_PROBLEM STATEMENT_:
All of the lines below are to be transcribed faithfully, with pictures excluded from the copy.
####
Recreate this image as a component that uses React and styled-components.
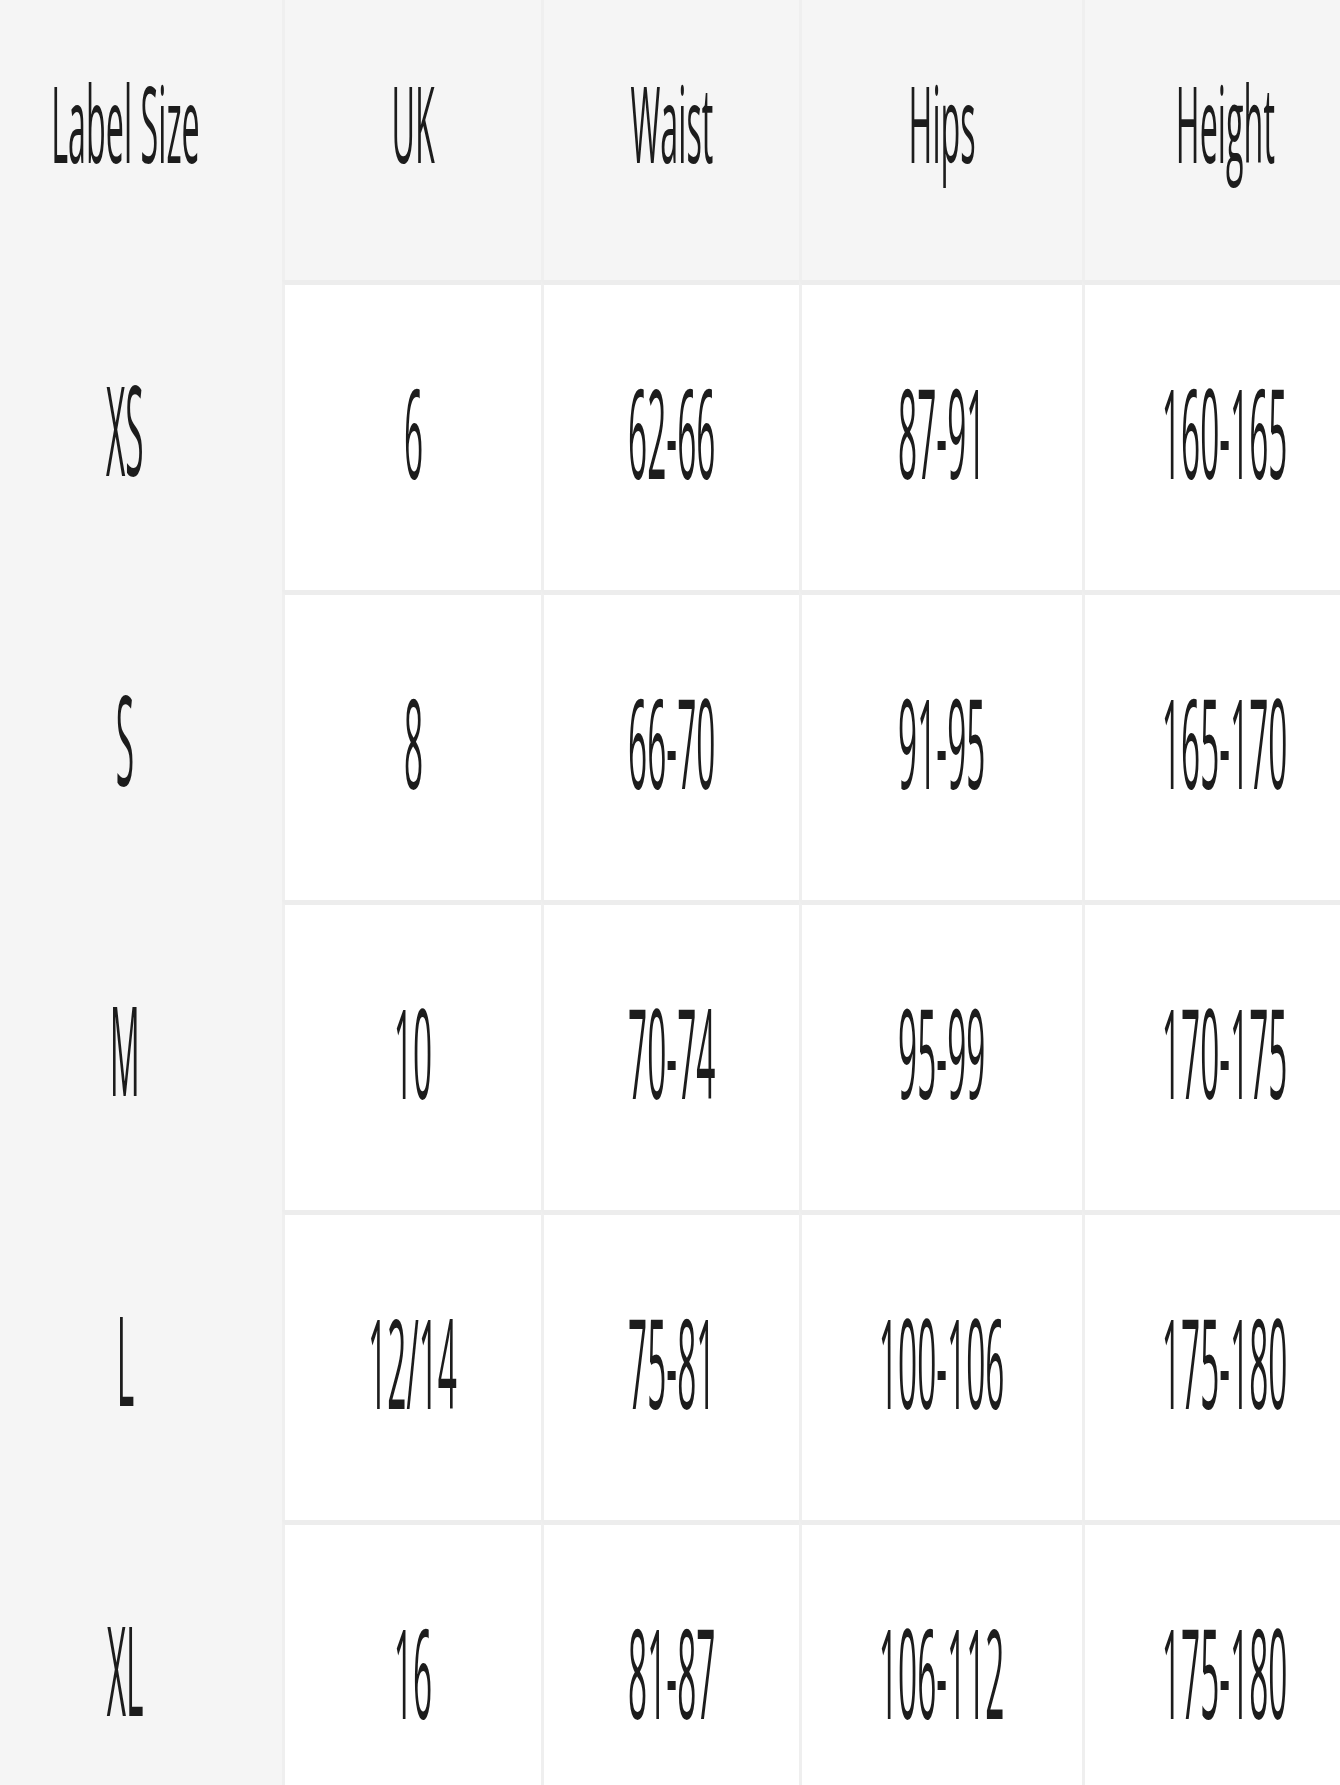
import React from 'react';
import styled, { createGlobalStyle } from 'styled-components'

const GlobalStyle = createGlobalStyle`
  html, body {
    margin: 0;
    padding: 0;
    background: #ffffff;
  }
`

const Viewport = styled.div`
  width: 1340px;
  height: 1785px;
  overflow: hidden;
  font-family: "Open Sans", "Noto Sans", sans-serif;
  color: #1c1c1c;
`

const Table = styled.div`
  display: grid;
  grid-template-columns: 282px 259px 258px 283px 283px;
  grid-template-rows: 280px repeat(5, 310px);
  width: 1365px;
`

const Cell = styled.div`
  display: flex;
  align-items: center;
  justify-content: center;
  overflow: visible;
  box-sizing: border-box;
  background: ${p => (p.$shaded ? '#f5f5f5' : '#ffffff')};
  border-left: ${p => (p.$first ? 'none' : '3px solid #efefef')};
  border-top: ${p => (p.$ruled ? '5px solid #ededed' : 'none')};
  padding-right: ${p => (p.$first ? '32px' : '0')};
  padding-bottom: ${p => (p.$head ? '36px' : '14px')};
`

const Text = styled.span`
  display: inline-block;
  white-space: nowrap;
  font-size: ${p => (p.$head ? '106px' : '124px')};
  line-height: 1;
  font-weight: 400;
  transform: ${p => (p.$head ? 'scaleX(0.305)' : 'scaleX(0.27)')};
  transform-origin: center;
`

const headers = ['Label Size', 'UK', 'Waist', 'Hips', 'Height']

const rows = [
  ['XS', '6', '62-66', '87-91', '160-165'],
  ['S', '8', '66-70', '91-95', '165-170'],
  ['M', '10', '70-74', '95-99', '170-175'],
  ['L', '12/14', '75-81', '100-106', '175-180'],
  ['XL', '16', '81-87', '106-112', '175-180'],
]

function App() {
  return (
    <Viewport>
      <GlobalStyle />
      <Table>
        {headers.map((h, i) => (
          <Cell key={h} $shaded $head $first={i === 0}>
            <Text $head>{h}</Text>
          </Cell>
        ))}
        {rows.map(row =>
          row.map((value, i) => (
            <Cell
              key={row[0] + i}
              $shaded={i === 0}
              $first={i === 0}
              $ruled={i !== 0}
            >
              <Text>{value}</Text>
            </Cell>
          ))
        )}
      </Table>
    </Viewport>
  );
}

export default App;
####
_SOLVED EXERCISE_:
Recreate this image as a component that uses React and styled-components.
import React from 'react';
import styled, { createGlobalStyle } from 'styled-components'

const GlobalStyle = createGlobalStyle`
  html, body {
    margin: 0;
    padding: 0;
    background: #ffffff;
  }
`

const Viewport = styled.div`
  width: 1340px;
  height: 1785px;
  overflow: hidden;
  font-family: "Open Sans", "Noto Sans", sans-serif;
  color: #1c1c1c;
`

const Table = styled.div`
  display: grid;
  grid-template-columns: 282px 259px 258px 283px 283px;
  grid-template-rows: 280px repeat(5, 310px);
  width: 1365px;
`

const Cell = styled.div`
  display: flex;
  align-items: center;
  justify-content: center;
  overflow: visible;
  box-sizing: border-box;
  background: ${p => (p.$shaded ? '#f5f5f5' : '#ffffff')};
  border-left: ${p => (p.$first ? 'none' : '3px solid #efefef')};
  border-top: ${p => (p.$ruled ? '5px solid #ededed' : 'none')};
  padding-right: ${p => (p.$first ? '32px' : '0')};
  padding-bottom: ${p => (p.$head ? '36px' : '14px')};
`

const Text = styled.span`
  display: inline-block;
  white-space: nowrap;
  font-size: ${p => (p.$head ? '106px' : '124px')};
  line-height: 1;
  font-weight: 400;
  transform: ${p => (p.$head ? 'scaleX(0.305)' : 'scaleX(0.27)')};
  transform-origin: center;
`

const headers = ['Label Size', 'UK', 'Waist', 'Hips', 'Height']

const rows = [
  ['XS', '6', '62-66', '87-91', '160-165'],
  ['S', '8', '66-70', '91-95', '165-170'],
  ['M', '10', '70-74', '95-99', '170-175'],
  ['L', '12/14', '75-81', '100-106', '175-180'],
  ['XL', '16', '81-87', '106-112', '175-180'],
]

function App() {
  return (
    <Viewport>
      <GlobalStyle />
      <Table>
        {headers.map((h, i) => (
          <Cell key={h} $shaded $head $first={i === 0}>
            <Text $head>{h}</Text>
          </Cell>
        ))}
        {rows.map(row =>
          row.map((value, i) => (
            <Cell
              key={row[0] + i}
              $shaded={i === 0}
              $first={i === 0}
              $ruled={i !== 0}
            >
              <Text>{value}</Text>
            </Cell>
          ))
        )}
      </Table>
    </Viewport>
  );
}

export default App;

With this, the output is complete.